NEVER SWIM ALONE
by Daniel MacIvor
WARRIORS
by Michel Garneau
Street Repertory Theatre Company with Meta.for Theatre Society
Pacific Theatre, 1420 W. 12th
June 23-July 9
$18/22
604-257-0366
www.streetrep.ca

In theory, a double-bill of Canadian plays about the dynamics and dangers of testosterone-fuelled competitiveness and aggression looks like a great idea. In practice it only half-succeeds. Two young companies, Street Repertory Theatre and Meta.for Theatre, have pooled their resources here with radically mixed results.

The first half of the evening, Daniel MacIvor’s Never Swim Alone, is a stunner.
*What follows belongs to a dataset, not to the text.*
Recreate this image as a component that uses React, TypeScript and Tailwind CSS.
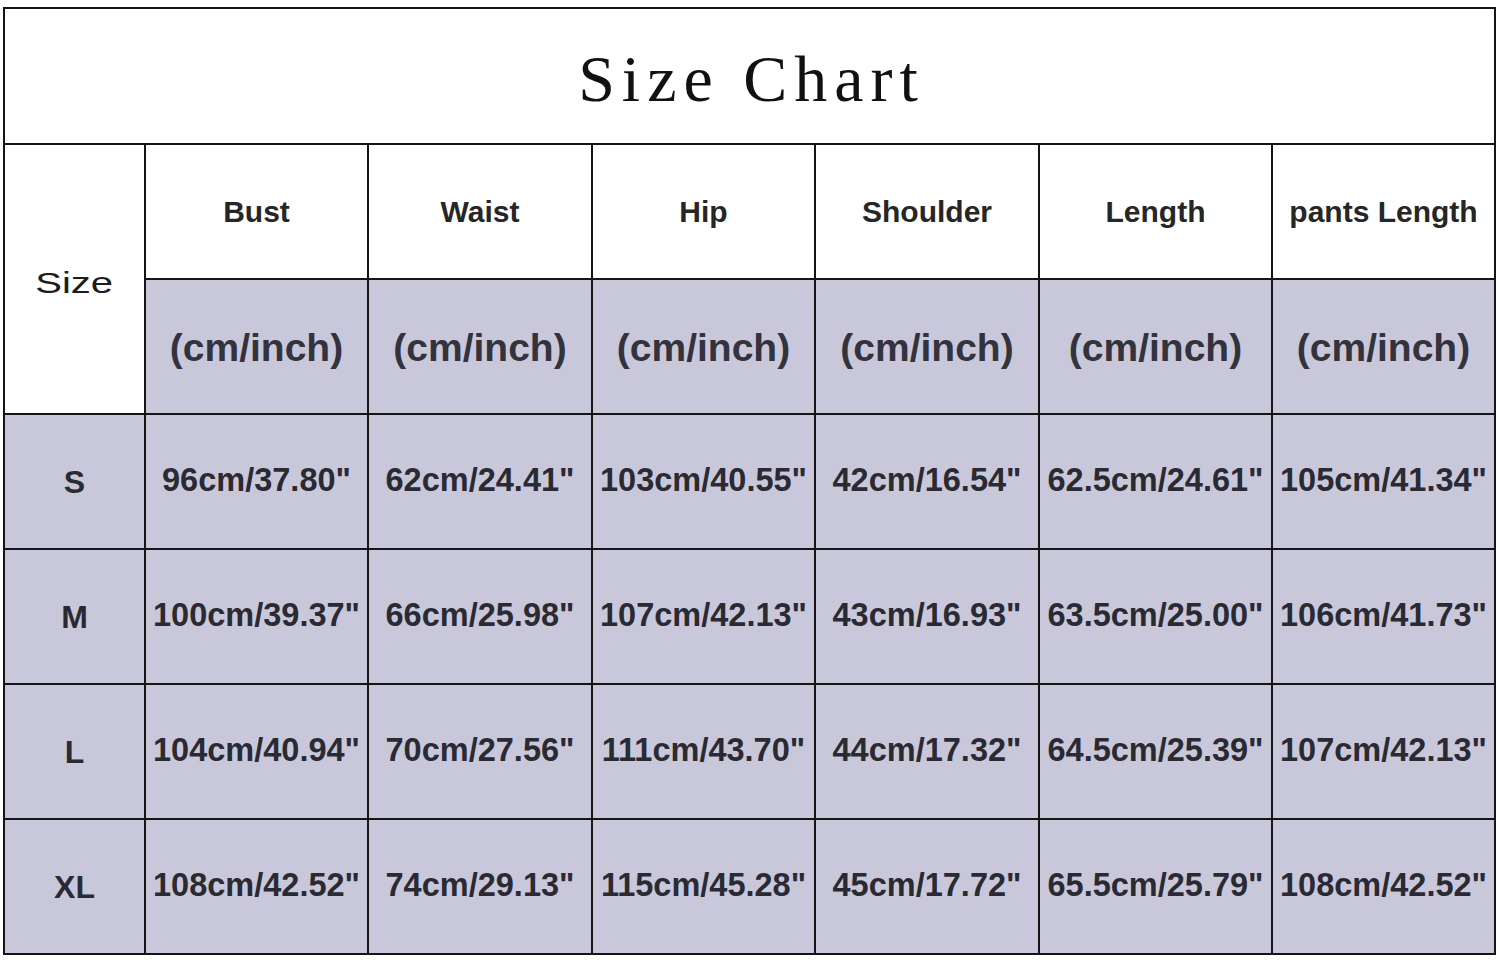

Toronto’s MacIvor is one of our indispensable playwrights, with a range of styles from the ensemble naturalism of You Are Here and Marion Bridge to disturbing psychodramatic monologues like House and Cul-de-sac. Never Swim Alone is something else again.

Refereed by a girl in a bathing suit, two men in business suits enact a heavily stylized, absurd machismo contest superimposed over the flashback story of a tragic summer swim. The girl drowned that summer years ago, and the men’s competition offers a theatrically scintillating, if intellectually baffling, commentary on the event.

In their twelve-round bout, adjudicated by the whistle-blowing referee, the men speak rapidly, sometimes in duet, comparing their families, their expensive clothes and homes, challenging each other’s claims, undercutting each other’s status.

When Bill raises questions about Frank’s marriage, Frank observes that Bill’s hair has gotten thinner. They argue about who’s tighter with the boss and insult each other’s parentage. Their musical theme is “The Good, the Bad, and the Ugly,” their rivalry staged as a High Noon showdown.

There’s nothing especially subtle or original about MacIvor’s critique—the referee even pulls out a ruler and measures the men’s penises. What makes it exciting is its dynamic theatricality, especially when the story crosses over to the scenes at the beach where all three race “through the water to the point” in a frantic choral ballet that has the eerie power of Greek tragedy.

MacIvor’s ideas and imagery get full value from the vivid, precise performances of attractive young actors Ruth Brown, Daniel Martin and Thrasso Petras, and director Amanda Lockitch’s imaginative staging. Even the heavy-handed ending, moralizing about winners and losers, gains resonance from video clips of war projected on a screen above the stage.

Those same video scenes accompany the second show of the night, Warriors by Quebec’s Michel Garneau. Again two men go mano a mano. They’re ad execs who have won a contract to brainstorm a new recruiting slogan for the Canadian Forces to replace “There’s no life like it.” Locked in a room with a computer, booze, cocaine and some books on war, they have ten days to deliver the goods.

But this time Lockitch and her actors, Sean Cummings and Jeffrey Fischer, can’t save a clumsy, static script full of conventional ideas and theatrical clichés. Sometimes war is hell indeed.